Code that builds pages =
......
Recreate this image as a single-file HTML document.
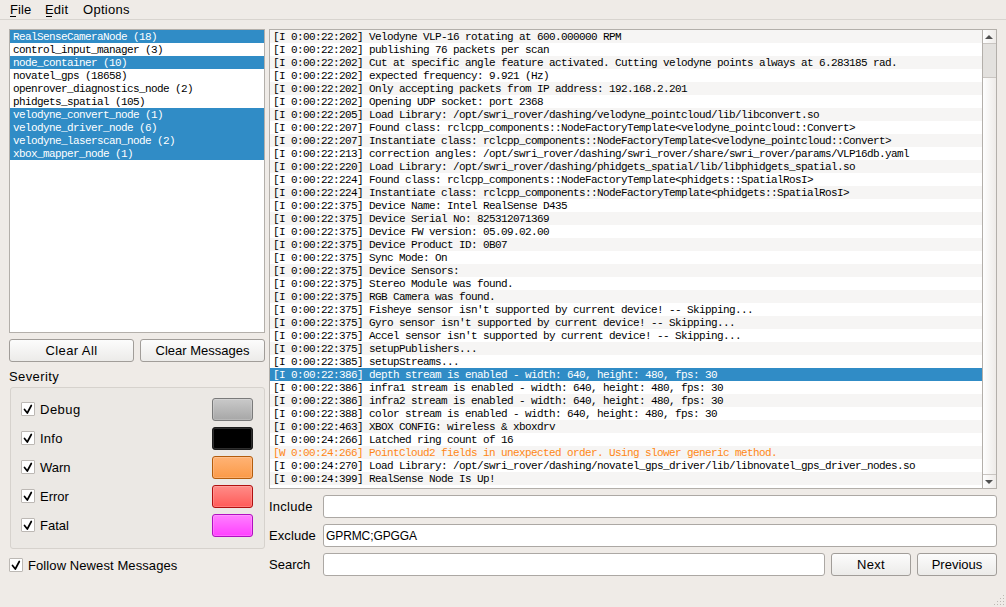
<!DOCTYPE html>
<html><head><meta charset="utf-8">
<style>
*{box-sizing:border-box;margin:0;padding:0}
html,body{width:1006px;height:607px;overflow:hidden;background:#efebe7}
body{position:relative;font-family:"Liberation Sans",sans-serif;font-size:13px;color:#000}
.abs{position:absolute}
.menu{position:absolute;left:0;top:0;width:1006px;height:19px}
.menu span{position:absolute;top:2px;line-height:16px;white-space:nowrap}
.menu u{text-decoration:none;border-bottom:1px solid #000}
.msep{position:absolute;left:0;top:19px;width:1006px;height:1px;background:#d8d4cf}
.frame{position:absolute;background:#fff;border:1px solid #b3afaa}
.mono{font-family:"Liberation Mono",monospace;font-size:11px;letter-spacing:-0.6px}
.nodes .r{height:13px;line-height:15px;padding-left:3px;white-space:nowrap;color:#000}
.nodes .r.sel{background:#308cc6;color:#fff}
.log{overflow:hidden}
.log .r{height:13px;line-height:15px;padding-left:3px;white-space:pre;color:#000}
.log .r.alt{background:#f6f5f4}
.log .r.base{background:#fff}
.log .r.sel{background:#308cc6;color:#fff}
.log .r.warn{color:#ff8714}
.btn{position:absolute;border:1px solid #a19d99;border-radius:3px;background:linear-gradient(#fcfcfc,#ecebe9);text-align:center;line-height:21px;white-space:nowrap}
.input{position:absolute;border:1px solid #aca8a4;border-radius:3px;background:#fff;line-height:21px;padding-left:3px;white-space:nowrap}
.label{position:absolute;white-space:nowrap;line-height:18px}
.cb{position:absolute;width:14px;height:14px;border:1px solid #bcb8b4;border-radius:1px;background:#fff}
.cb svg{position:absolute;left:-1px;top:-1px}
.sw{position:absolute;width:41px;height:23px;border-radius:3px;border:1px solid;box-shadow:inset 0 0 0 1px rgba(255,255,255,0.18)}
.group{position:absolute;border:1px solid #d6d2cd;border-radius:3px;background:#ebe8e4}
</style></head><body>
<div class="menu">
<span style="left:10px;letter-spacing:0.1px">File</span>
<span style="left:45px;letter-spacing:0.2px">Edit</span>
<span style="left:83px;letter-spacing:0.3px">Options</span>
<div class="abs" style="left:10px;top:16px;width:6px;height:1px;background:#000"></div>
<div class="abs" style="left:46px;top:16px;width:6px;height:1px;background:#000"></div>
</div>
<div class="msep"></div>

<div class="frame nodes mono" style="left:9px;top:29px;width:256px;height:304px;">
<div class="r sel">RealSenseCameraNode (18)</div>
<div class="r">control_input_manager (3)</div>
<div class="r sel">node_container (10)</div>
<div class="r">novatel_gps (18658)</div>
<div class="r">openrover_diagnostics_node (2)</div>
<div class="r">phidgets_spatial (105)</div>
<div class="r sel">velodyne_convert_node (1)</div>
<div class="r sel">velodyne_driver_node (6)</div>
<div class="r sel">velodyne_laserscan_node (2)</div>
<div class="r sel">xbox_mapper_node (1)</div>
</div>

<div class="btn" style="left:9px;top:339px;width:125px;height:23px"><span style="letter-spacing:0.4px">Clear All</span></div>
<div class="btn" style="left:140px;top:339px;width:125px;height:23px">Clear Messages</div>

<div class="label" style="left:9px;top:368px;letter-spacing:0.4px">Severity</div>
<div class="group" style="left:10px;top:387px;width:255px;height:162px"></div>

<div class="cb" style="left:21px;top:402px"><svg width="14" height="14"><path d="M3.5 7.4 L6.3 11 L10.3 3.5" stroke="#000" stroke-width="1.7" fill="none" stroke-linecap="round" stroke-linejoin="round"/></svg></div>
<div class="label" style="left:40px;top:401px;letter-spacing:0.5px">Debug</div>
<div class="sw" style="left:212px;top:398px;background:linear-gradient(#c9c9c9,#a7a7a7);border-color:#7a7a7a"></div>

<div class="cb" style="left:21px;top:431px"><svg width="14" height="14"><path d="M3.5 7.4 L6.3 11 L10.3 3.5" stroke="#000" stroke-width="1.7" fill="none" stroke-linecap="round" stroke-linejoin="round"/></svg></div>
<div class="label" style="left:40px;top:430px;letter-spacing:0.26px">Info</div>
<div class="sw" style="left:212px;top:427px;background:#000;border-color:#1c1c1c"></div>

<div class="cb" style="left:21px;top:460px"><svg width="14" height="14"><path d="M3.5 7.4 L6.3 11 L10.3 3.5" stroke="#000" stroke-width="1.7" fill="none" stroke-linecap="round" stroke-linejoin="round"/></svg></div>
<div class="label" style="left:40px;top:459px">Warn</div>
<div class="sw" style="left:212px;top:456px;background:linear-gradient(#ffb375,#fb9a48);border-color:#b35c0c"></div>

<div class="cb" style="left:21px;top:489px"><svg width="14" height="14"><path d="M3.5 7.4 L6.3 11 L10.3 3.5" stroke="#000" stroke-width="1.7" fill="none" stroke-linecap="round" stroke-linejoin="round"/></svg></div>
<div class="label" style="left:40px;top:488px">Error</div>
<div class="sw" style="left:212px;top:485px;background:linear-gradient(#ff8c88,#ff5b58);border-color:#b01010"></div>

<div class="cb" style="left:21px;top:518px"><svg width="14" height="14"><path d="M3.5 7.4 L6.3 11 L10.3 3.5" stroke="#000" stroke-width="1.7" fill="none" stroke-linecap="round" stroke-linejoin="round"/></svg></div>
<div class="label" style="left:40px;top:517px">Fatal</div>
<div class="sw" style="left:212px;top:514px;background:linear-gradient(#ff80ff,#ff40ff);border-color:#b010c0"></div>

<div class="cb" style="left:9px;top:558px"><svg width="14" height="14"><path d="M3.5 7.4 L6.3 11 L10.3 3.5" stroke="#000" stroke-width="1.7" fill="none" stroke-linecap="round" stroke-linejoin="round"/></svg></div>
<div class="label" style="left:28px;top:557px;letter-spacing:0.09px">Follow Newest Messages</div>

<div class="frame log mono" style="left:269px;top:29px;width:728px;height:460px;">
<div class="abs" style="left:0;top:0;width:712px">
<div class="r alt">[I 0:00:22:202] Velodyne VLP-16 rotating at 600.000000 RPM</div>
<div class="r base">[I 0:00:22:202] publishing 76 packets per scan</div>
<div class="r alt">[I 0:00:22:202] Cut at specific angle feature activated. Cutting velodyne points always at 6.283185 rad.</div>
<div class="r base">[I 0:00:22:202] expected frequency: 9.921 (Hz)</div>
<div class="r alt">[I 0:00:22:202] Only accepting packets from IP address: 192.168.2.201</div>
<div class="r base">[I 0:00:22:202] Opening UDP socket: port 2368</div>
<div class="r alt">[I 0:00:22:205] Load Library: /opt/swri_rover/dashing/velodyne_pointcloud/lib/libconvert.so</div>
<div class="r base">[I 0:00:22:207] Found class: rclcpp_components::NodeFactoryTemplate&lt;velodyne_pointcloud::Convert&gt;</div>
<div class="r alt">[I 0:00:22:207] Instantiate class: rclcpp_components::NodeFactoryTemplate&lt;velodyne_pointcloud::Convert&gt;</div>
<div class="r base">[I 0:00:22:213] correction angles: /opt/swri_rover/dashing/swri_rover/share/swri_rover/params/VLP16db.yaml</div>
<div class="r alt">[I 0:00:22:220] Load Library: /opt/swri_rover/dashing/phidgets_spatial/lib/libphidgets_spatial.so</div>
<div class="r base">[I 0:00:22:224] Found class: rclcpp_components::NodeFactoryTemplate&lt;phidgets::SpatialRosI&gt;</div>
<div class="r alt">[I 0:00:22:224] Instantiate class: rclcpp_components::NodeFactoryTemplate&lt;phidgets::SpatialRosI&gt;</div>
<div class="r base">[I 0:00:22:375] Device Name: Intel RealSense D435</div>
<div class="r alt">[I 0:00:22:375] Device Serial No: 825312071369</div>
<div class="r base">[I 0:00:22:375] Device FW version: 05.09.02.00</div>
<div class="r alt">[I 0:00:22:375] Device Product ID: 0B07</div>
<div class="r base">[I 0:00:22:375] Sync Mode: On</div>
<div class="r alt">[I 0:00:22:375] Device Sensors:</div>
<div class="r base">[I 0:00:22:375] Stereo Module was found.</div>
<div class="r alt">[I 0:00:22:375] RGB Camera was found.</div>
<div class="r base">[I 0:00:22:375] Fisheye sensor isn&#x27;t supported by current device! -- Skipping...</div>
<div class="r alt">[I 0:00:22:375] Gyro sensor isn&#x27;t supported by current device! -- Skipping...</div>
<div class="r base">[I 0:00:22:375] Accel sensor isn&#x27;t supported by current device! -- Skipping...</div>
<div class="r alt">[I 0:00:22:375] setupPublishers...</div>
<div class="r base">[I 0:00:22:385] setupStreams...</div>
<div class="r alt sel">[I 0:00:22:386] depth stream is enabled - width: 640, height: 480, fps: 30</div>
<div class="r base">[I 0:00:22:386] infra1 stream is enabled - width: 640, height: 480, fps: 30</div>
<div class="r alt">[I 0:00:22:386] infra2 stream is enabled - width: 640, height: 480, fps: 30</div>
<div class="r base">[I 0:00:22:388] color stream is enabled - width: 640, height: 480, fps: 30</div>
<div class="r alt">[I 0:00:22:463] XBOX CONFIG: wireless &amp; xboxdrv</div>
<div class="r base">[I 0:00:24:266] Latched ring count of 16</div>
<div class="r alt warn">[W 0:00:24:266] PointCloud2 fields in unexpected order. Using slower generic method.</div>
<div class="r base">[I 0:00:24:270] Load Library: /opt/swri_rover/dashing/novatel_gps_driver/lib/libnovatel_gps_driver_nodes.so</div>
<div class="r alt">[I 0:00:24:399] RealSense Node Is Up!</div>
<div class="r base"></div>
</div>
<div class="abs" style="left:712px;top:0;width:14px;height:458px;border-left:1px solid #b3afaa;background:linear-gradient(90deg,#fefefe,#eeebe8)">
 <div class="abs" style="left:0;top:13px;width:13px;height:1px;background:#c9c5c1"></div>
 <div class="abs" style="left:0;top:14px;width:13px;height:34px;background:#e3e1de;border-bottom:1px solid #c9c5c1"></div>
 <div class="abs" style="left:0;top:444px;width:13px;height:1px;background:#c9c5c1"></div>
 <svg class="abs" style="left:1px;top:4px" width="10" height="6"><path d="M1 5 L5 1 L9 5 Z" fill="#505050"/></svg>
 <svg class="abs" style="left:1px;top:449px" width="10" height="6"><path d="M1 1 L5 5 L9 1 Z" fill="#505050"/></svg>
</div>
</div>

<div class="label" style="left:269px;top:498px;letter-spacing:0.25px">Include</div>
<div class="input" style="left:323px;top:495px;width:674px;height:23px"></div>
<div class="label" style="left:269px;top:527px;letter-spacing:0.1px">Exclude</div>
<div class="input" style="left:323px;top:524px;width:674px;height:23px"><span style="font-size:12px;letter-spacing:-0.1px;margin-left:-1px">GPRMC;GPGGA</span></div>
<div class="label" style="left:269px;top:556px">Search</div>
<div class="input" style="left:323px;top:553px;width:502px;height:23px"></div>
<div class="btn" style="left:831px;top:553px;width:80px;height:23px"><span style="letter-spacing:0.3px">Next</span></div>
<div class="btn" style="left:917px;top:553px;width:80px;height:23px">Previous</div>

<svg class="abs" style="left:994px;top:594px" width="12" height="12">
<g fill="#bdb8b3"><rect x="9" y="1" width="1" height="1"/><rect x="6" y="4" width="1" height="1"/><rect x="9" y="4" width="1" height="1"/><rect x="3" y="7" width="1" height="1"/><rect x="6" y="7" width="1" height="1"/><rect x="9" y="7" width="1" height="1"/><rect x="0" y="10" width="1" height="1"/><rect x="3" y="10" width="1" height="1"/><rect x="6" y="10" width="1" height="1"/><rect x="9" y="10" width="1" height="1"/></g>
</svg>
</body></html>
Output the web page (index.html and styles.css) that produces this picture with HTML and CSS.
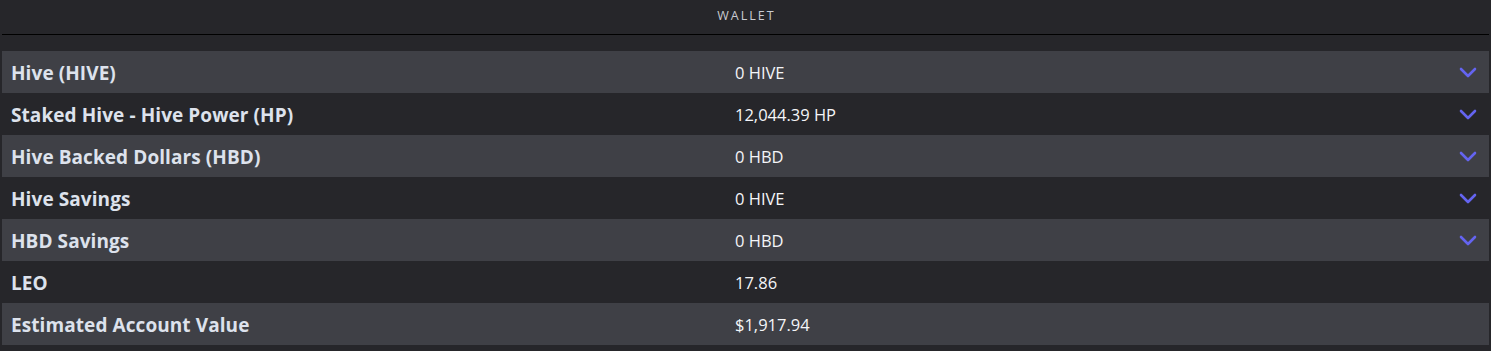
FILE: index.html
```html
<!DOCTYPE html>
<html>
<head>
<meta charset="utf-8">
<link rel="stylesheet" href="styles.css">
</head>
<body>
<div class="wallet">
  <div class="title">WALLET</div>
  <div class="rows">
    <div class="row alt"><span class="label">Hive (HIVE)</span><span class="value">0 HIVE</span><span class="chev"><svg width="18" height="11" viewBox="0 0 18 11"><path d="M2 2 L9 9 L16 2" fill="none" stroke="#6464f0" stroke-width="2.6" stroke-linecap="round" stroke-linejoin="round"/></svg></span></div>
    <div class="row"><span class="label">Staked Hive - Hive Power (HP)</span><span class="value">12,044.39 HP</span><span class="chev"><svg width="18" height="11" viewBox="0 0 18 11"><path d="M2 2 L9 9 L16 2" fill="none" stroke="#6464f0" stroke-width="2.6" stroke-linecap="round" stroke-linejoin="round"/></svg></span></div>
    <div class="row alt"><span class="label">Hive Backed Dollars (HBD)</span><span class="value">0 HBD</span><span class="chev"><svg width="18" height="11" viewBox="0 0 18 11"><path d="M2 2 L9 9 L16 2" fill="none" stroke="#6464f0" stroke-width="2.6" stroke-linecap="round" stroke-linejoin="round"/></svg></span></div>
    <div class="row"><span class="label">Hive Savings</span><span class="value">0 HIVE</span><span class="chev"><svg width="18" height="11" viewBox="0 0 18 11"><path d="M2 2 L9 9 L16 2" fill="none" stroke="#6464f0" stroke-width="2.6" stroke-linecap="round" stroke-linejoin="round"/></svg></span></div>
    <div class="row alt"><span class="label">HBD Savings</span><span class="value">0 HBD</span><span class="chev"><svg width="18" height="11" viewBox="0 0 18 11"><path d="M2 2 L9 9 L16 2" fill="none" stroke="#6464f0" stroke-width="2.6" stroke-linecap="round" stroke-linejoin="round"/></svg></span></div>
    <div class="row"><span class="label">LEO</span><span class="value">17.86</span><span class="chev"></span></div>
    <div class="row alt"><span class="label">Estimated Account Value</span><span class="value">$1,917.94</span><span class="chev"></span></div>
  </div>
</div>
</body>
</html>
```
FILE: styles.css
```css
html, body {
  margin: 0;
  padding: 0;
  background: #26262a;
  height: 351px;
  overflow: hidden;
}
.wallet {
  padding: 0 2px;
  font-family: "Open Sans", "Noto Sans", sans-serif;
}
.title {
  height: 35px;
  border-bottom: 1px solid #000;
  display: flex;
  align-items: center;
  justify-content: center;
  font-size: 12.5px;
  letter-spacing: 2px;
  color: #c9cbd1;
  line-height: 1;
  padding-bottom: 2px;
  padding-left: 2px;
  box-sizing: border-box;
}
.rows {
  margin-top: 16px;
}
.row {
  display: grid;
  grid-template-columns: 724px 1fr 30px;
  align-items: center;
  height: 42px;
  padding-left: 9px;
}
.row.alt {
  background: #3f4046;
}
.label {
  font-weight: 700;
  font-size: 19px;
  letter-spacing: 0.08px;
  color: #dde2ec;
  line-height: 1;
  margin-top: 3px;
}
.value {
  font-size: 16.5px;
  color: #f4f5f8;
  line-height: 1;
  margin-top: 2px;
}
.chev {
  display: flex;
  align-items: center;
  height: 100%;
}
.chev svg {
  display: block;
  margin-top: 1px;
}
```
......
What you need to do = Return only the number of lines in the data above that include the word "this".

Response to the exercise = 2